The following review includes heavy spoilers for HBO’s We Are Who We Are.
In the first scene of We Are Who We Are, we witness this: Fraser (Jack Dylan Grazer), a white, bleach-blond teen in an orange hoodie and massive, fuzzy cheetah print shorts, is listening to earbuds and fidgeting impatiently at an airport in Italy, while his moms, Sarah (Chloë Sevigny) and Maggie (Alice Braga), talk to someone about his lost suitcase. Suddenly, when all patience evades him and he simply can’t take it anymore, Fraser makes a scene, demanding to be given the tiny airline alcohol bottle that he saw his mom Sarah put in her bag, and sucks it dry.
I expected my reaction to be a bunch of deep eye rolls, but instead I found myself going, “Oh this is a weird, fucked up dynamic and I’m gonna need to see more of this!”
Some of this reaction is about the rich, intentional texture of the show’s production. It’s an HBO series directed by Luca Guadagnino, of Call Me By Your Name and Suspiria, and is scored dramatically by Dev Hines of Blood Orange. As such, it begins with a strange, dark, meandering promise that really lured me in. More than anything in the world, I love to be completely wrapped up in characters and relationships that allow me to experience intimate moments — especially among queer teens, especially ones that mark a path of transformation. On that front, We Are Who We Are is a little treasure trove. To have those moments set on an American military base in Chioggia, Italy, led by Sevingy’s manipulative, lesbian base commander, in juuuuust pre-Trump 2016, felt like a new way to look at things.
There are adults in this show. There are full-grown queer adult women, who flirt at the side of canal while fingering a pie together, who have hot gay sex — in uniform, if that is your thing — and I wasn’t not amused by all of this. But the show never actually does anything with these women’s storylines. What We Are Who We Are does most gracefully is to dunk you into the intense connection and limitless freedom the young people in this show seek together. This group of high schoolers is always running off base to hang out on the beach, they use training equipment to zipline down from a building in the middle of the night, they go paintballing and get hosed down by the owner for being too raucous.
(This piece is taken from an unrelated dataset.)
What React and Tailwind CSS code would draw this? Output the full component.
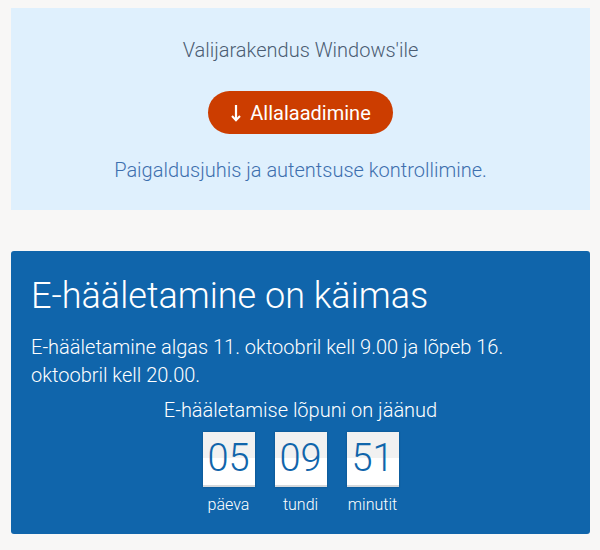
export default function App() {
  const boxes = [
    ["05", "päeva"],
    ["09", "tundi"],
    ["51", "minutit"],
  ];
  return (
    <div className="min-h-[550px] w-[600px] bg-[#f8f7f6] px-[11px] pt-[8px] font-['Roboto',sans-serif] font-light">
      <div className="flex h-[202px] w-[579px] flex-col items-center bg-[#dff0fd] pt-[28px]">
        <div className="text-[20px] leading-[28px] text-[#4b5d73]">Valijarakendus Windows'ile</div>
        <button className="mt-[27px] flex h-[43px] w-[185px] items-center justify-center gap-[8px] rounded-full bg-[#cc3d00] text-[20px] font-normal text-white">
          <svg width="12" height="18" viewBox="0 0 12 18" fill="none" stroke="white" strokeWidth="2.2">
            <path d="M6 1v15" />
            <path d="M2 12L6 16.2l4-4.2" strokeWidth="2" />
          </svg>
          <span>Allalaadimine</span>
        </button>
        <a className="mt-[22px] text-[20px] leading-[28px] text-[#3d6fae]">Paigaldusjuhis ja autentsuse kontrollimine.</a>
      </div>
      <div className="mt-[41px] flex h-[283px] w-[579px] flex-col rounded-[3px] bg-[#1065ab] px-[20px] pt-[22px] text-white">
        <h1 className="text-[36px] leading-[46px]">E-hääletamine on käimas</h1>
        <p className="mt-[14px] text-[20px] leading-[28px]">
          E-hääletamine algas 11. oktoobril kell 9.00 ja lõpeb 16. oktoobril kell 20.00.
        </p>
        <div className="mt-[7px] text-center text-[20px] leading-[28px]">E-hääletamise lõpuni on jäänud</div>
        <div className="mt-[8px] flex justify-center gap-[20px]">
          {boxes.map(([n, l]) => (
            <div key={l} className="flex w-[52px] flex-col items-center">
              <div className="relative h-[55px] w-[52px] overflow-hidden border-b-2 border-[#d6d9dc] bg-white shadow-[0_0_2px_rgba(0,0,0,0.25)]">
                <div className="absolute left-0 right-0 top-0 h-[26px] bg-[#f1f1f1]" />
                <div className="relative text-center text-[38px] leading-[53px] text-[#1065ab]">{n}</div>
              </div>
              <div className="mt-[6px] text-[16px] leading-[24px] text-white">{l}</div>
            </div>
          ))}
        </div>
      </div>
    </div>
  );
}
In my favorite episode, the night before Craig, the too-good-to-believe nice guy of the group, gets shipped off to Afghanistan, he decides to marry his Italian girlfriend. To celebrate, the group breaks into an empty, luxurious Russian home for a wild, marathon party, and I savored each act. The genuine exuberant energy of jumping into a pool with clothes on calms into everyone eating with their hands from a pot of spaghetti. It jumps back up to drunk, drug-fueled dancing before melting into the kind of soft sex stepped in grief from saying goodbye. Despite living on a base where everything is highly controlled and regulated, we’re following a group of messy young people, who want to explore and push limits, who have not bought into their parents’ values and don’t know yet what matters most to them. There are small revelations around every corner. Maybe it’s that my own queer youth was defined by this kind of restlessness, that I find it so beautiful to watch.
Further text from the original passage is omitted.